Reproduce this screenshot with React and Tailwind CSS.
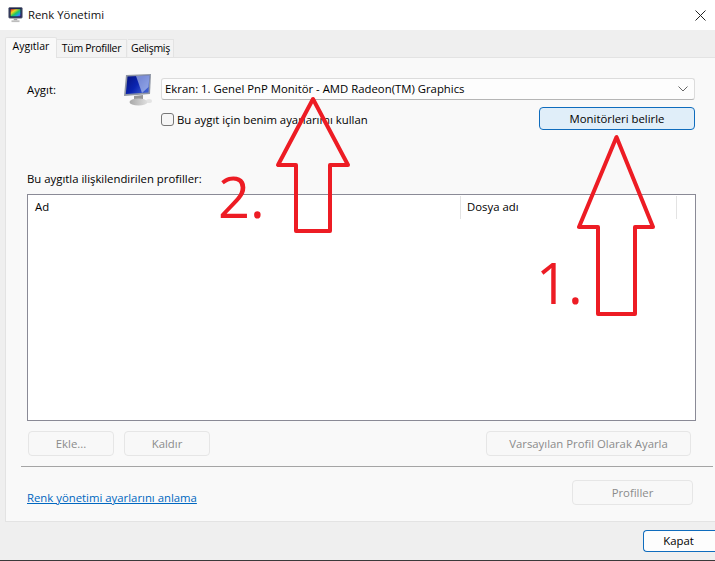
import React from "react";

function TitleIcon() {
  return (
    <svg width="15" height="16" viewBox="0 0 16 18" className="shrink-0">
      <defs>
        <linearGradient id="rb" x1="0" y1="0" x2="1" y2="1">
          <stop offset="0" stopColor="#f02020" />
          <stop offset="0.3" stopColor="#f0d820" />
          <stop offset="0.55" stopColor="#20c860" />
          <stop offset="0.8" stopColor="#20a0f0" />
          <stop offset="1" stopColor="#9020e0" />
        </linearGradient>
      </defs>
      <rect x="0.5" y="0.5" width="15" height="12" rx="1" fill="#1c2550" stroke="#6a6f80" />
      <rect x="2.5" y="2.5" width="11" height="8" fill="url(#rb)" />
      <rect x="6" y="13" width="4" height="2" fill="#a0a0a0" />
      <rect x="3.5" y="15" width="9" height="2" fill="#bdbdbd" />
    </svg>
  );
}

function MonitorIcon() {
  return (
    <svg width="30" height="34" viewBox="0 0 30 34" className="shrink-0">
      <defs>
        <linearGradient id="sc" x1="0" y1="0" x2="1" y2="0.6">
          <stop offset="0" stopColor="#06127e" />
          <stop offset="0.55" stopColor="#0a24b0" />
          <stop offset="1" stopColor="#3c5cd0" />
        </linearGradient>
        <linearGradient id="st" x1="0" y1="0" x2="1" y2="0">
          <stop offset="0" stopColor="#a8a8a8" />
          <stop offset="1" stopColor="#e0e0e0" />
        </linearGradient>
      </defs>
      <path d="M3 2 L28 1 L27 21 L1 23 Z" fill="#8e95a3" />
      <path d="M4.5 3.5 L26.5 2.5 L25.5 19.5 L2.8 21 Z" fill="url(#sc)" />
      <path d="M13 3 L26.5 2.5 L25.5 14 L19 20 Z" fill="#c4d2f2" opacity="0.6" />
      <path d="M11 23 L20 22 L20 27 L11 27 Z" fill="#979797" />
      <ellipse cx="15.5" cy="29" rx="9" ry="3.6" fill="url(#st)" />
      <ellipse cx="26" cy="28" rx="3" ry="2" fill="#dcdcdc" opacity="0.7" />
    </svg>
  );
}

function Btn({ className, children }) {
  return (
    <div className={"flex items-center justify-center rounded-[4px] border border-[#e6e6e6] bg-[#f8f8f8] text-[#8b8b8b] " + className}>
      {children}
    </div>
  );
}

export default function App() {
  return (
    <div className="relative flex h-[561px] w-[715px] flex-col overflow-hidden bg-[#efefef] text-[11.35px] text-black [font-family:'Open_Sans','Noto_Sans',sans-serif]">
      <div className="flex h-[30px] shrink-0 items-center bg-white pl-[8px] pr-[9px]">
        <TitleIcon />
        <span className="ml-[5px] text-[#111]">Renk Yönetimi</span>
        <svg width="11" height="11" viewBox="0 0 11 11" className="ml-auto" stroke="#222" strokeWidth="1" fill="none">
          <path d="M0.5 0.5 L10.5 10.5 M10.5 0.5 L0.5 10.5" />
        </svg>
      </div>

      <div className="z-10 flex h-[27px] shrink-0 items-end pl-[5px]">
        <div className="mb-[-1px] flex h-[21px] w-[52px] items-center justify-center rounded-t-[2px] border border-b-0 border-[#e3e3e3] bg-[#f9f9f9] pb-[2px] text-[10.5px]">Aygıtlar</div>
        <div className="flex h-[18px] w-[70px] items-center justify-center border border-b-0 border-l-0 border-[#e3e3e3] bg-[#f3f3f3] text-[10.5px] tracking-[-0.3px]">Tüm Profiller</div>
        <div className="ml-px flex h-[18px] w-[46px] items-center justify-center border border-b-0 border-l-0 border-[#e3e3e3] bg-[#f3f3f3] text-[10.5px] tracking-[-0.3px]">Gelişmiş</div>
      </div>

      <div className="ml-[5px] flex h-[465px] shrink-0 flex-col border border-r-0 border-[#e3e3e3] bg-[#f9f9f9] pl-[21px] pt-[20px]">
        <div className="flex h-[53px] shrink-0">
          <span className="mt-[3px] w-[96px] shrink-0">Aygıt:</span>
          <div className="mt-[-5px] w-[38px] shrink-0"><MonitorIcon /></div>
          <div className="flex w-[534px] shrink-0 flex-col">
            <div className="flex h-[22px] items-center justify-between rounded-[3px] border border-[#dcdcdc] border-b-[#b5b5b5] bg-[#fdfdfd] pl-[3px] pr-[6px]">
              <span>Ekran: 1. Genel PnP Monitör - AMD Radeon(TM) Graphics</span>
              <svg width="10" height="6" viewBox="0 0 10 6" fill="none" stroke="#666" strokeWidth="1"><path d="M0.5 0.5 L5 5 L9.5 0.5" /></svg>
            </div>
            <div className="mt-[7px] flex items-start justify-between">
              <label className="mt-[4px] flex items-center">
                <span className="h-[13px] w-[13px] rounded-[3px] border border-[#777] bg-[#f6f6f6]" />
                <span className="ml-[3px]">Bu aygıt için benim ayarlarımı kullan</span>
              </label>
              <div className="flex h-[23px] w-[156px] items-center justify-center rounded-[4px] border border-[#0f6cbd] bg-[#e0eef9]">Monitörleri belirle</div>
            </div>
          </div>
        </div>

        <div className="mt-[39px] h-[24px] shrink-0">Bu aygıtla ilişkilendirilen profiller:</div>

        <div className="h-[227px] w-[669px] shrink-0 border border-[#8a8a96] bg-white">
          <div className="flex h-[24px] items-center">
            <span className="w-[432px] pl-[7px]">Ad</span>
            <span className="h-[23px] w-px bg-[#e3e3e3]" />
            <span className="w-[215px] pl-[6px]">Dosya adı</span>
            <span className="h-[23px] w-px bg-[#e3e3e3]" />
          </div>
        </div>

        <div className="mt-[10px] flex h-[25px] shrink-0 items-stretch pl-px">
          <Btn className="w-[86px]">Ekle...</Btn>
          <Btn className="ml-[10px] w-[86px]">Kaldır</Btn>
          <Btn className="ml-[276px] w-[205px]">Varsayılan Profil Olarak Ayarla</Btn>
        </div>

        <div className="ml-[-6px] mt-[10px] h-px w-[692px] shrink-0 bg-[#a5a5a5]" />

        <div className="mt-[13px] flex h-[25px] shrink-0 items-stretch">
          <a className="mt-[9px] w-[545px] text-[#0067c0] underline">Renk yönetimi ayarlarını anlama</a>
          <Btn className="w-[121px]">Profiller</Btn>
        </div>
      </div>

      <div className="flex h-[38px] shrink-0 items-center justify-end">
        <div className="flex h-[22px] w-[72px] items-center justify-center rounded-l-[4px] border border-r-0 border-[#0f6cbd] bg-[#fdfdfd] pr-[2px]">Kapat</div>
      </div>
      <div className="h-px shrink-0 bg-[#3a3a3a]" />

      <svg width="715" height="561" viewBox="0 0 715 561" fill="none" stroke="#ed1c24" strokeWidth="4" strokeLinejoin="round" className="pointer-events-none absolute left-0 top-0">
        <path d="M616.5 137 L579 227 L598 227 L598 314 L635 314 L635 227 L653 227 Z" />
        <path d="M313 99 L278 165 L296 165 L296 231 L330 231 L330 165 L348 165 Z" />
      </svg>
      <span className="absolute left-[218px] top-[160px] text-[56px] font-medium leading-[72px] text-[#ed1c24]">2.</span>
      <span className="absolute left-[536px] top-[246px] text-[56px] font-medium leading-[72px] text-[#ed1c24]">1.</span>
    </div>
  );
}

···

> DO THIS:
Give again exactly the lines running from the beginning of the material above through the line that contains "import React from", and leave out every picture.

> RESPONSE TO THIS EXERCISE:
Reproduce this screenshot with React and Tailwind CSS.
import React from "react";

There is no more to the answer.